Staying ahead of your client's boss means delivering increased productivity (selecting the right resources to deliver higher value than their costs) and documenting it in a meaningful way.
Sometimes clients just want to buy printing. That's fine.
Becoming educated about their business takes time, and becoming educated about how their decisions are judged requires work and patience.
This is why traditional print sales (thanks for the equipment list you left with the switchboard operator) is being replaced by business development by many firms. (For a discussion, see two prior columns here
).
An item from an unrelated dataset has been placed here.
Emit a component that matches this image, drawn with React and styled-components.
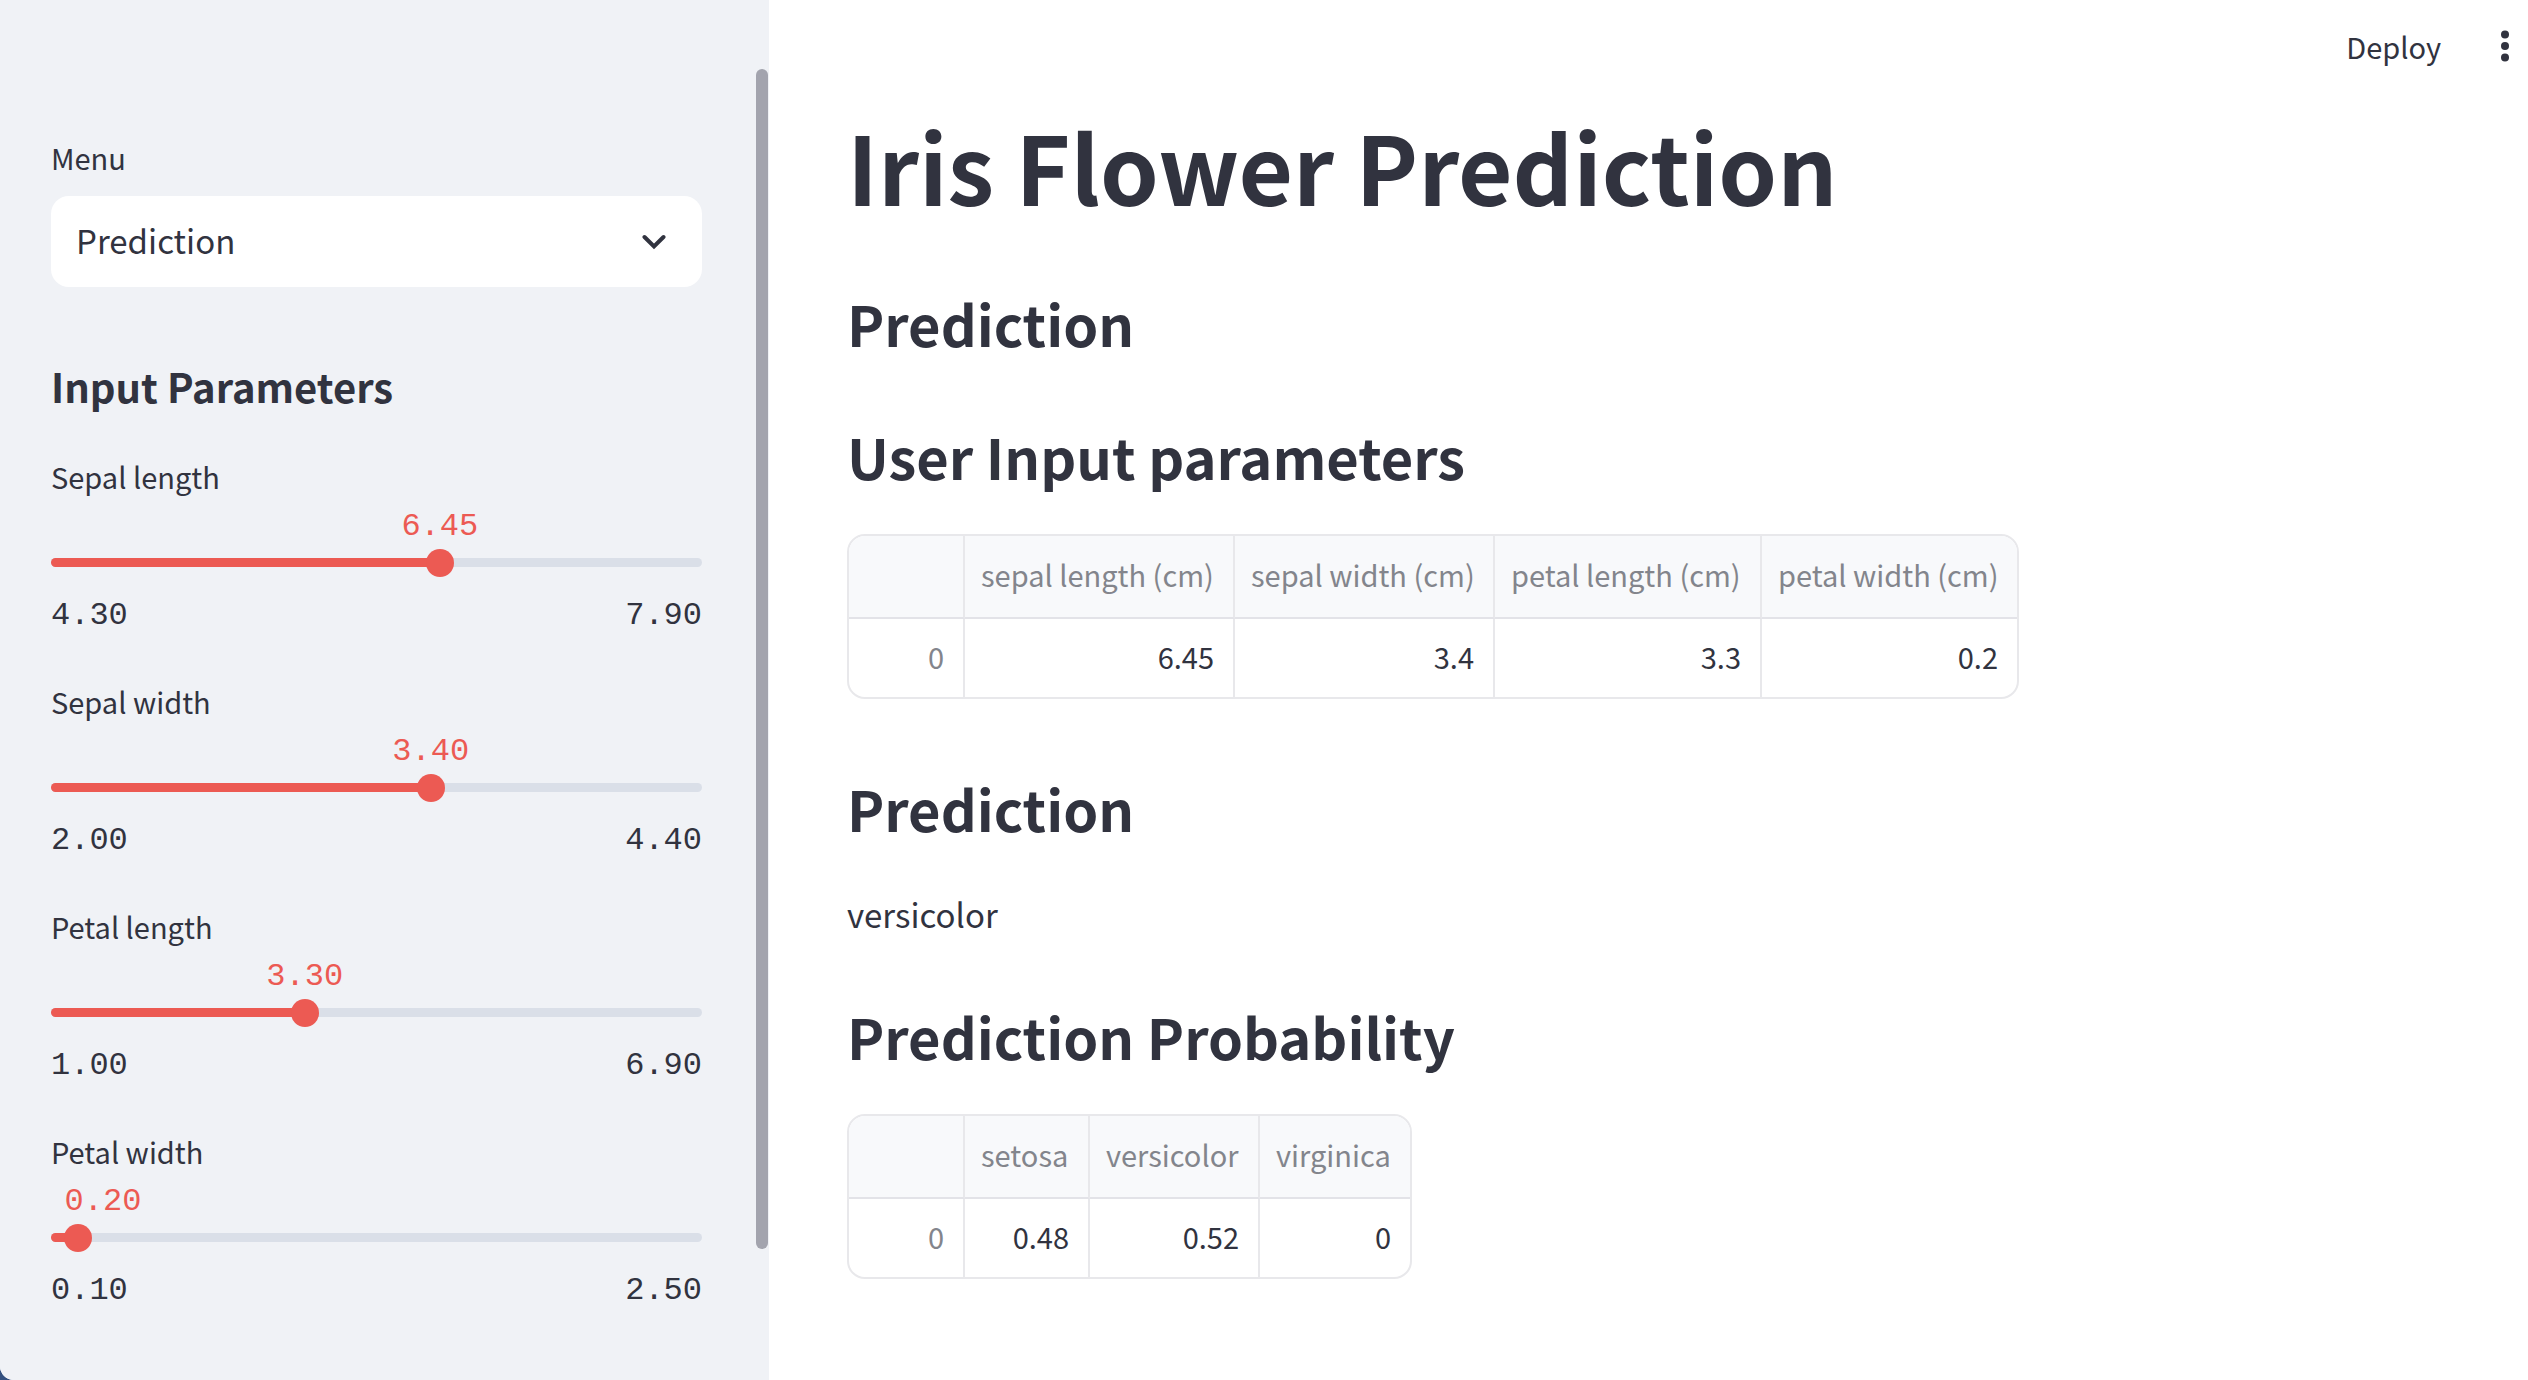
import React, { useId, useState } from "react";
import styled, { createGlobalStyle } from "styled-components";

const sans = `"Noto Sans CJK SC", "Noto Sans", sans-serif`;
const mono = `"Liberation Mono", "DejaVu Sans Mono", monospace`;

const color = {
  text: "#31333f",
  muted: "#83858c",
  primary: "#ec5a53",
  track: "#dadfe8",
  sidebar: "#f0f2f6",
  line: "#e8e8eb",
  headerCell: "#f8f9fb",
  backdrop: "#34507f",
};

const GlobalStyle = createGlobalStyle`
  *, *::before, *::after { box-sizing: border-box; }
  html { background: ${color.backdrop}; }
  body {
    margin: 0;
    color: ${color.text};
    font-family: ${sans};
  }
`;

const Page = styled.div`
  display: flex;
  min-height: 100vh;
  background: #fff;
  border-bottom-left-radius: 14px;
  overflow: hidden;
`;

const Sidebar = styled.aside`
  display: flex;
  flex: 0 0 769px;
  padding-right: 1px;
  background: ${color.sidebar};
`;

const SidebarContent = styled.div`
  flex: 1;
  padding: 134px 54px 60px 51px;
`;

const ScrollThumb = styled.div`
  width: 12px;
  margin: 69px 0 131px;
  border-radius: 6px;
  background: #a3a4ae;
`;

const Label = styled.label`
  display: block;
  font-size: 29px;
  line-height: 46px;
`;

const SelectBox = styled.div`
  display: grid;
  align-items: center;
  margin-top: 16px;

  > * {
    grid-area: 1 / 1;
  }

  > svg {
    justify-self: end;
    margin-right: 36px;
    pointer-events: none;
  }
`;

const Select = styled.select`
  width: 100%;
  height: 91px;
  padding: 0 80px 4px 25px;
  border: 0;
  border-radius: 18px;
  background: #fff;
  color: inherit;
  font-family: inherit;
  font-size: 33px;
  appearance: none;
`;

const SidebarHeading = styled.h2`
  margin: 74px 0 42px;
  font-size: 40px;
  font-weight: 700;
  line-height: 50px;
`;

const SliderList = styled.div`
  display: grid;
  gap: 43px;
`;

const SliderValue = styled.output`
  display: block;
  width: 78px;
  margin-top: 9px;
  color: ${color.primary};
  font-family: ${mono};
  font-size: 32px;
  line-height: 38px;
  text-align: center;
`;

const Rail = styled.div`
  display: grid;
  align-items: center;
  height: 33px;

  > * {
    grid-area: 1 / 1;
  }
`;

const Track = styled.div`
  height: 9px;
  border-radius: 5px;
  background: ${color.track};
  overflow: hidden;
`;

const Fill = styled.div`
  height: 100%;
  background: ${color.primary};
`;

const Range = styled.input`
  width: calc(100% + 28px);
  height: 28px;
  margin: 0 -14px;
  background: transparent;
  appearance: none;

  &::-webkit-slider-thumb {
    width: 28px;
    height: 28px;
    border-radius: 50%;
    background: ${color.primary};
    appearance: none;
  }
`;

const Limits = styled.div`
  display: flex;
  justify-content: space-between;
  margin-top: 18px;
  font-family: ${mono};
  font-size: 32px;
  line-height: 38px;
`;

const Main = styled.main`
  flex: 1;
  min-width: 0;
`;

const Toolbar = styled.header`
  display: flex;
  align-items: center;
  justify-content: flex-end;
  gap: 48px;
  height: 92px;
  padding-right: 7px;
`;

const ToolbarButton = styled.button`
  display: flex;
  align-items: center;
  padding: 0;
  border: 0;
  background: none;
  color: inherit;
  font-family: inherit;
  font-size: 29px;
  line-height: 46px;
`;

const Content = styled.div`
  padding: 17px 78px 78px;
`;

const Title = styled.h1`
  margin: 0;
  font-size: 94px;
  font-weight: 700;
  line-height: 112px;
`;

const Heading = styled.h2`
  margin: ${(p) => p.$space}px 0 0;
  font-size: 56px;
  font-weight: 700;
  line-height: 70px;
`;

const Paragraph = styled.p`
  margin: 44px 0 0;
  font-size: 33px;
  line-height: 54px;
`;

const TableFrame = styled.div`
  width: fit-content;
  margin-top: 43px;
  border: 2px solid ${color.line};
  border-radius: 18px;
  overflow: hidden;
`;

const Table = styled.table`
  border-collapse: separate;
  border-spacing: 0;
  table-layout: fixed;
  font-size: 29px;
  line-height: 46px;
`;

const Th = styled.th`
  width: ${(p) => p.$width}px;
  height: 83px;
  padding: 0 0 5px 16px;
  border-right: 2px solid ${color.line};
  border-bottom: 2px solid #e3e3e8;
  background: ${color.headerCell};
  color: ${color.muted};
  font-weight: 400;
  text-align: left;
  white-space: nowrap;

  &:last-child {
    border-right: 0;
  }
`;

const Td = styled.td`
  height: 78px;
  padding: 0 19px 5px 0;
  border-right: 2px solid ${color.line};
  color: ${(p) => (p.$index ? color.muted : color.text)};
  font-weight: 400;
  text-align: right;

  &:last-child {
    border-right: 0;
  }
`;

function Chevron() {
  return (
    <svg width="24" height="16" viewBox="0 0 24 16" fill="none" aria-hidden="true">
      <path d="M2.5 3 12 12.500 21.500 3" stroke={color.text} strokeWidth="4" strokeLinecap="round" strokeLinejoin="miter" />
    </svg>
  );
}

function Dots() {
  return (
    <svg width="32" height="32" viewBox="0 0 32 32" fill="currentColor" aria-hidden="true">
      <circle cx="16" cy="4.500" r="4" />
      <circle cx="16" cy="16" r="4" />
      <circle cx="16" cy="27.500" r="4" />
    </svg>
  );
}

function Slider({ label, min, max, initial }) {
  const id = useId();
  const [value, setValue] = useState(initial);
  const percent = ((value - min) / (max - min)) * 100;

  return (
    <div>
      <Label htmlFor={id}>{label}</Label>
      <SliderValue
        htmlFor={id}
        style={{ marginLeft: `clamp(13px, calc(${percent}% - 39px), calc(100% - 91px))` }}
      >
        {value.toFixed(2)}
      </SliderValue>
      <Rail>
        <Track>
          <Fill style={{ width: `${percent}%` }} />
        </Track>
        <Range
          id={id}
          type="range"
          min={min}
          max={max}
          step="0.01"
          value={value}
          onChange={(e) => setValue(Number(e.target.value))}
        />
      </Rail>
      <Limits>
        <span>{min.toFixed(2)}</span>
        <span>{max.toFixed(2)}</span>
      </Limits>
    </div>
  );
}

function DataTable({ label, columns }) {
  return (
    <TableFrame>
      <Table aria-label={label}>
        <thead>
          <tr>
            <Th $width={116} />
            {columns.map((c) => (
              <Th key={c.name} scope="col" $width={c.width}>
                {c.name}
              </Th>
            ))}
          </tr>
        </thead>
        <tbody>
          <tr>
            <Td $index>0</Td>
            {columns.map((c) => (
              <Td key={c.name}>{c.value}</Td>
            ))}
          </tr>
        </tbody>
      </Table>
    </TableFrame>
  );
}

const sliders = [
  { label: "Sepal length", min: 4.3, max: 7.9, initial: 6.45 },
  { label: "Sepal width", min: 2, max: 4.4, initial: 3.4 },
  { label: "Petal length", min: 1, max: 6.9, initial: 3.3 },
  { label: "Petal width", min: 0.1, max: 2.5, initial: 0.2 },
];

const inputColumns = [
  { name: "sepal length (cm)", value: "6.45", width: 270 },
  { name: "sepal width (cm)", value: "3.4", width: 260 },
  { name: "petal length (cm)", value: "3.3", width: 267 },
  { name: "petal width (cm)", value: "0.2", width: 255 },
];

const probabilityColumns = [
  { name: "setosa", value: "0.48", width: 125 },
  { name: "versicolor", value: "0.52", width: 170 },
  { name: "virginica", value: "0", width: 150 },
];

export default function App() {
  return (
    <>
      <GlobalStyle />
      <Page>
        <Sidebar>
          <SidebarContent>
            <Label htmlFor="menu">Menu</Label>
            <SelectBox>
              <Select id="menu" defaultValue="Prediction">
                <option>Prediction</option>
              </Select>
              <Chevron />
            </SelectBox>
            <SidebarHeading>Input Parameters</SidebarHeading>
            <SliderList>
              {sliders.map((s) => (
                <Slider key={s.label} {...s} />
              ))}
            </SliderList>
          </SidebarContent>
          <ScrollThumb />
        </Sidebar>
        <Main>
          <Toolbar>
            <ToolbarButton type="button">Deploy</ToolbarButton>
            <ToolbarButton type="button" aria-label="Main menu">
              <Dots />
            </ToolbarButton>
          </Toolbar>
          <Content>
            <Title>Iris Flower Prediction</Title>
            <Heading $space={67}>Prediction</Heading>
            <Heading $space={63}>User Input parameters</Heading>
            <DataTable label="User input parameters" columns={inputColumns} />
            <Heading $space={74}>Prediction</Heading>
            <Paragraph>versicolor</Paragraph>
            <Heading $space={60}>Prediction Probability</Heading>
            <DataTable label="Prediction probability" columns={probabilityColumns} />
          </Content>
        </Main>
      </Page>
    </>
  );
}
In some cases, there are companies that have virtually eliminated sales representation in favor of other means
. Not all business development programs are focused to understanding a specific client or prospect, but a deeper understanding of groups of clients or prospects, such as the guiding concepts of target marketing.
What analytics does is add a layer of accountability to business development efforts, not on the print business side, but the accountability that the client needs to make better future decisions.
To get a sense of how analytics is changing media decisions, this article in Forbes
is a good start and it has links to other resources.
The best way to get experience worth talking about with your clients is to use analytics in your own business. Meet with your website developer to be sure that you are taking advantage of the numerous tools available. Decide to use the data. Have general conversations with clients and prospects about the communications activities: join their mailing lists, visit their websites, go to trade events that they do, and watch how they operate. Then ask about the kinds of results they get, what works well and what falls short. Many times what falls short is a great idea that is neglected or done poorly because of lack of time. That's an opportunity.
If you can, get paid for results. When you think about it, you've been being paid that way all along, but you've never asked what kind of results are expected. That means that you've been paid for results that you had no participation in the setting of criteria that affect your work your future opportunities. Don't be passive.